Non tutti siamo diventati ciò che sognavamo da bambini, e così ci sono calciatori che sono finiti a consegnare pizze facendo slalom nel traffico di una città, e ci sono archeologi piegati su di una scrivania a cercare file nel computer di un negozio di ferramenta, e ci sono ballerine vestite con la divisa intente a pulire la hall di un albergo.
Non c’è nulla di male, certo, ma quelle persone sono sogni trasformati in sassi, sono sogni che hanno perso le ali e pure le gambe, e le braccia, e gli occhi e, forse, anche un grosso pezzo di cuore.
Crescendo siamo stati immersi nella zuppa della realtà e siamo stati bombardati da parole, parole e ancora solo parole che si sono susseguite, che sono diventate tzunami, che ci hanno investiti lasciandoci inermi a osservare la vita verso una quarta parete sterile. Ci siamo spenti e siamo assuefatti ad essere ciò che non vorremmo mai essere. Ci siamo adattati, ci stiamo accontentando.

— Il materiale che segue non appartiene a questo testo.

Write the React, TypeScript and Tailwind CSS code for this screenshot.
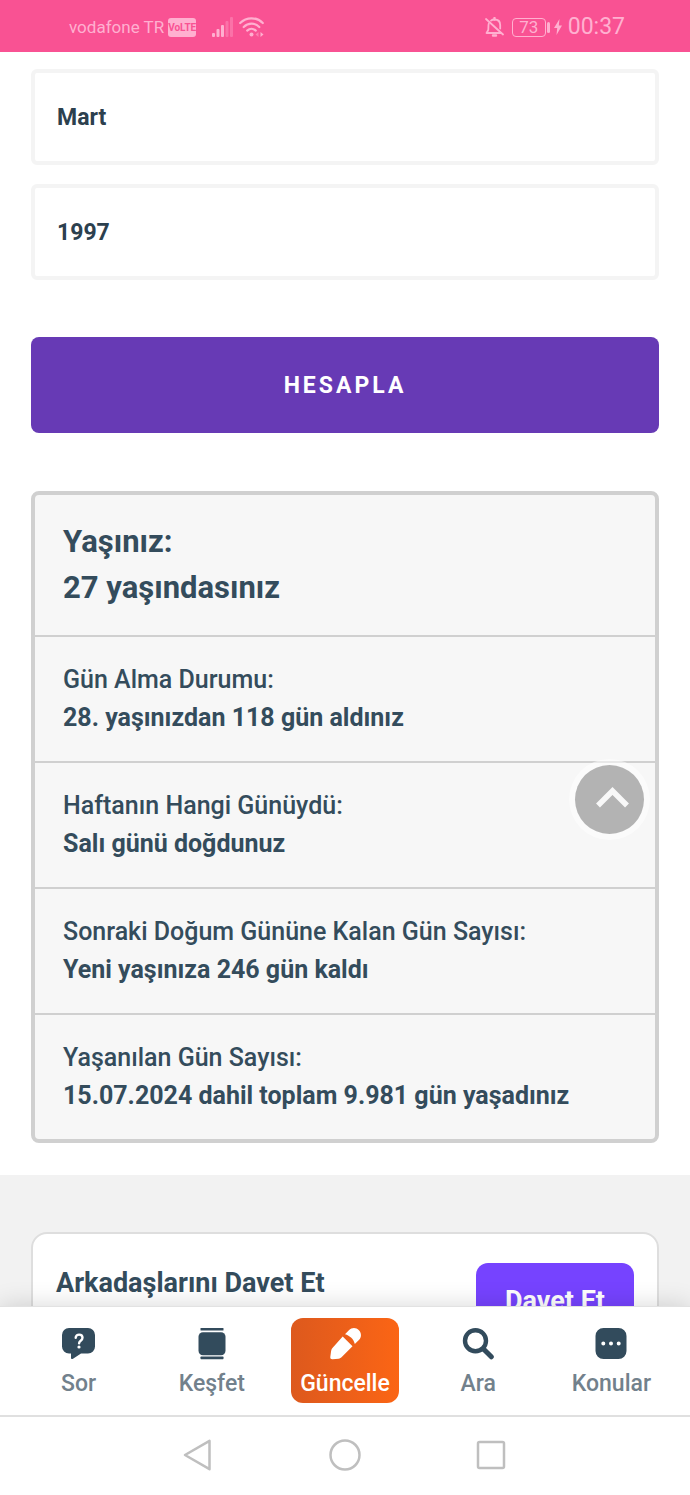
import { ReactNode } from 'react';

const months = ['Ocak', 'Şubat', 'Mart', 'Nisan', 'Mayıs', 'Haziran', 'Temmuz', 'Ağustos', 'Eylül', 'Ekim', 'Kasım', 'Aralık'];
const years = ['1995', '1996', '1997', '1998', '1999'];

const results = [
	{ label: 'Gün Alma Durumu:', value: '28. yaşınızdan 118 gün aldınız' },
	{ label: 'Haftanın Hangi Günüydü:', value: 'Salı günü doğdunuz' },
	{ label: 'Sonraki Doğum Gününe Kalan Gün Sayısı:', value: 'Yeni yaşınıza 246 gün kaldı' },
	{ label: 'Yaşanılan Gün Sayısı:', value: '15.07.2024 dahil toplam 9.981 gün yaşadınız' },
];

function StatusBar() {
	return (
		<header className="flex h-13 shrink-0 items-center justify-between bg-[#f95293] pt-0.5 pl-[69px] pr-[65px] text-[#ffb0d0]">
			<div className="flex items-center">
				<span className="text-[17px] leading-6">vodafone TR</span>
				<span className="ml-1 flex h-[19px] w-7 items-center justify-center rounded-[3px] bg-[#ffb0d0] text-[10px] font-bold text-[#f95293]">
					VoLTE
				</span>
				<svg className="ml-4 h-5 w-[21px]" viewBox="0 0 21 20" fill="currentColor" aria-hidden="true">
					<rect x="0" y="16" width="3" height="4" rx="1" />
					<rect x="4.500" y="12" width="3" height="8" rx="1" />
					<rect x="9" y="8" width="3" height="12" rx="1" />
					<rect x="13.500" y="4" width="3" height="16" rx="1" opacity=".35" />
					<rect x="18" y="0" width="3" height="20" rx="1" opacity=".35" />
				</svg>
				<svg className="ml-1.5 h-5 w-[25px]" viewBox="0 0 25 20" fill="none" stroke="currentColor" strokeWidth="2.200" strokeLinecap="round" aria-hidden="true">
					<path d="M1.200 6C7.500-.3 17.500-.3 23.800 6" />
					<path d="M4.700 10C9.200 5.500 15.800 5.500 20.300 10" />
					<path d="M8.200 13.600c2.600-2.500 6-2.500 8.600 0" />
					<circle cx="12.500" cy="17.500" r="2" fill="currentColor" stroke="none" />
					<path d="M19.500 15v5l-3-2.500z" fill="currentColor" stroke="none" opacity=".5" />
					<path d="M21.500 15v5l3-2.500z" fill="currentColor" stroke="none" />
				</svg>
			</div>
			<div className="flex items-center">
				<svg className="h-5 w-[19px]" viewBox="0 0 19 20" fill="none" stroke="currentColor" strokeWidth="1.800" strokeLinecap="round" strokeLinejoin="round" aria-hidden="true">
					<path d="M1 2l17 15.500" />
					<path d="M3.800 6.500C3 8.500 3.800 12 3 13.600L1.500 16H16" />
					<path d="M6 3.600C7 2.700 8 2.500 9.500 2.500c3.800 0 5.700 2.500 5.700 5.500v3.500" />
					<path d="M9.500 2.500V1M8 18.500h3" strokeWidth="2.400" />
				</svg>
				<span className="ml-2 flex h-[19px] w-[34px] items-center justify-center rounded-[4px] border border-current text-[17px] leading-none">
					73
				</span>
				<span className="ml-px h-[11px] w-[3px] rounded-sm bg-current" />
				<svg className="ml-1 h-4 w-2" viewBox="0 0 8 16" fill="currentColor" aria-hidden="true">
					<path d="M5.500 0L0 9h3.200L2.500 16 8 6.500H4.800z" />
				</svg>
				<span className="ml-1.5 text-[23px] leading-6">00:37</span>
			</div>
		</header>
	);
}

function SelectBox({ label, value, options }: { label: string; value: string; options: string[] }) {
	return (
		<select
			aria-label={label}
			defaultValue={value}
			className="h-24 w-full appearance-none rounded-md border-4 border-[#f4f4f4] bg-white px-[22px] pt-0.5 text-[23px] font-bold text-[#2c404e]"
		>
			{options.map((option) => (
				<option key={option}>{option}</option>
			))}
		</select>
	);
}

function NavItem({ label, active, children }: { label: string; active?: boolean; children: ReactNode }) {
	return (
		<li className="flex flex-1 justify-center">
			<a
				href="#"
				className={
					active
						? 'flex w-27 flex-col items-center rounded-xl bg-linear-to-r from-[#dd591d] to-[#fb6514] pt-2.5 pb-[3px] text-white'
						: 'flex w-27 flex-col items-center pt-2.5 pb-[3px] text-[#324b5c]'
				}
			>
				<svg className="h-8 w-9" viewBox="0 0 36 32" fill="currentColor" aria-hidden="true">
					{children}
				</svg>
				<span className={active ? 'mt-2 text-[23px] leading-8 font-medium' : 'mt-2 text-[23px] leading-8 font-medium text-[#72818c]'}>
					{label}
				</span>
			</a>
		</li>
	);
}

function BottomNav() {
	return (
		<nav className="relative shrink-0 border-t border-[#e2e2e2] bg-white px-3 pt-[11px] pb-3 shadow-[0_0_24px_rgba(0,0,0,0.16)]">
			<ul className="flex">
				<NavItem label="Sor">
					<path d="M8 0h19a7 7 0 0 1 7 7v11.500a7 7 0 0 1-7 7h-7l-8 5.200c-1.200.7-2 .2-2-1v-4.200H8a7 7 0 0 1-7-7V7a7 7 0 0 1 7-7z" />
					<path d="M14.700 9.800c0-4.300 6.800-4.300 6.800 0 0 3-3.400 2.900-3.400 5.400" fill="none" stroke="#fff" strokeWidth="2.400" strokeLinecap="round" />
					<circle cx="18" cy="19" r="1.600" fill="#fff" />
				</NavItem>
				<NavItem label="Keşfet">
					<rect x="6.500" y="0" width="23" height="2.600" rx=".6" />
					<rect x="4.500" y="4.200" width="27" height="23" rx="4.500" />
					<rect x="6.500" y="28.600" width="23" height="2.600" rx=".6" />
				</NavItem>
				<NavItem label="Güncelle" active>
					<path d="M15.700 8.400L25.500 18.200 15 28.700c-1 1-2 1.700-3.400 2l-6 .6c-1.600.1-2.500-.6-2.300-2.200l.8-6.200c.2-1.300.8-2.300 1.800-3.300z" />
					<path d="M18 6.200l3.900-3.900c3.100-3.100 7.300-2.800 10 0 2.600 2.700 2.900 6.700 0 9.800L27.800 16c-.6-2.400-1.800-4.500-3.500-6.200-1.700-1.700-3.800-3-6.300-3.600z" />
				</NavItem>
				<NavItem label="Ara">
					<g fill="none" stroke="currentColor">
						<circle cx="15.500" cy="12.700" r="10.500" strokeWidth="4.400" />
						<path d="M23.500 21l7.800 7.800" strokeWidth="5" strokeLinecap="round" />
					</g>
				</NavItem>
				<NavItem label="Konular">
					<path
						fillRule="evenodd"
						d="M10.500 0h15a8 8 0 0 1 8 8v15a8 8 0 0 1-8 8h-15a8 8 0 0 1-8-8V8a8 8 0 0 1 8-8zM10.300 13.500a2 2 0 1 0 0 4 2 2 0 0 0 0-4zm7.700 0a2 2 0 1 0 0 4 2 2 0 0 0 0-4zm7.700 0a2 2 0 1 0 0 4 2 2 0 0 0 0-4z"
					/>
				</NavItem>
			</ul>
		</nav>
	);
}

function SystemBar() {
	return (
		<footer className="relative flex h-20 shrink-0 items-center justify-center gap-[110px] border-t-2 border-[#e0e0e0] bg-white pb-0.5 text-[#bfbfbf]">
			<button type="button" aria-label="Geri">
				<svg className="size-9" viewBox="0 0 36 36" fill="none" stroke="currentColor" strokeWidth="2.500" strokeLinejoin="round">
					<path d="M28.500 3.800v28.400L4 18z" />
				</svg>
			</button>
			<button type="button" aria-label="Ana ekran">
				<svg className="size-9" viewBox="0 0 36 36" fill="none" stroke="currentColor" strokeWidth="2.500">
					<circle cx="18" cy="18" r="14.500" />
				</svg>
			</button>
			<button type="button" aria-label="Son uygulamalar">
				<svg className="size-9" viewBox="0 0 36 36" fill="none" stroke="currentColor" strokeWidth="2.500">
					<rect x="5" y="5" width="26" height="26" rx="1.500" />
				</svg>
			</button>
		</footer>
	);
}

export default function App() {
	return (
		<div className="flex h-screen flex-col bg-white font-['Roboto',sans-serif] text-[#344c5c]">
			<StatusBar />
			<div className="relative flex min-h-0 flex-1 flex-col">
				<main className="flex-1 overflow-y-auto [scrollbar-width:none]">
					<form className="px-[31px] pt-[17px]">
						<div className="flex flex-col gap-[19px]">
							<SelectBox label="Ay" value="Mart" options={months} />
							<SelectBox label="Yıl" value="1997" options={years} />
						</div>
						<button
							type="button"
							className="mt-[57px] h-24 w-full rounded-lg bg-[#673ab5] pt-0.5 text-[23px] font-bold tracking-[3px] text-white"
						>
							HESAPLA
						</button>
					</form>
					<section className="mx-[31px] mt-[58px] mb-8 divide-y-2 divide-[#d0d0d0] rounded-lg border-4 border-[#d0d0d0] bg-[#f7f7f7]">
						<div className="px-7 py-6 text-[31px] leading-[46px] font-bold">
							<h2>Yaşınız:</h2>
							<p>27 yaşındasınız</p>
						</div>
						{results.map((result) => (
							<div key={result.label} className="px-7 py-6 text-[25px] leading-[38px]">
								<h3 className="font-medium">{result.label}</h3>
								<p className="font-bold">{result.value}</p>
							</div>
						))}
					</section>
					<section className="bg-[#f2f2f2] px-[31px] pt-[57px] pb-14">
						<div className="flex items-start justify-between rounded-2xl border-2 border-[#dedede] bg-white px-[23px] pt-[29px] pb-8">
							<h2 className="text-[27px] leading-10 font-bold">Arkadaşlarını Davet Et</h2>
							<button type="button" className="h-19 rounded-xl bg-[#7643ff] px-[29px] text-[27px] font-bold text-white">
								Davet Et
							</button>
						</div>
					</section>
				</main>
				<button
					type="button"
					aria-label="Yukarı çık"
					className="absolute right-[46px] bottom-[472px] flex size-[69px] items-center justify-center rounded-full bg-[#b3b3b3] ring-6 ring-white/50"
				>
					<svg className="size-[69px]" viewBox="0 0 69 69" fill="none" stroke="#f8f8f8" strokeWidth="5.500" aria-hidden="true">
						<path d="M23 40.500L37.500 26 52 40.500" />
					</svg>
				</button>
			</div>
			<BottomNav />
			<SystemBar />
		</div>
	);
}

Assomigliamo tanto a delle bozze conservate in un archivio pieno zeppo di revisioni senza titolo; non abbiamo una concreta definizione.
Così io non sono diventato un astronauta, sono rimasto a terra, e questo sogno diventato un sasso, mischiato ai tanti che fluttuano nel mio cuore, ha il paradossale potere di rendermelo più leggero e mi ricorda sempre chi sono davvero.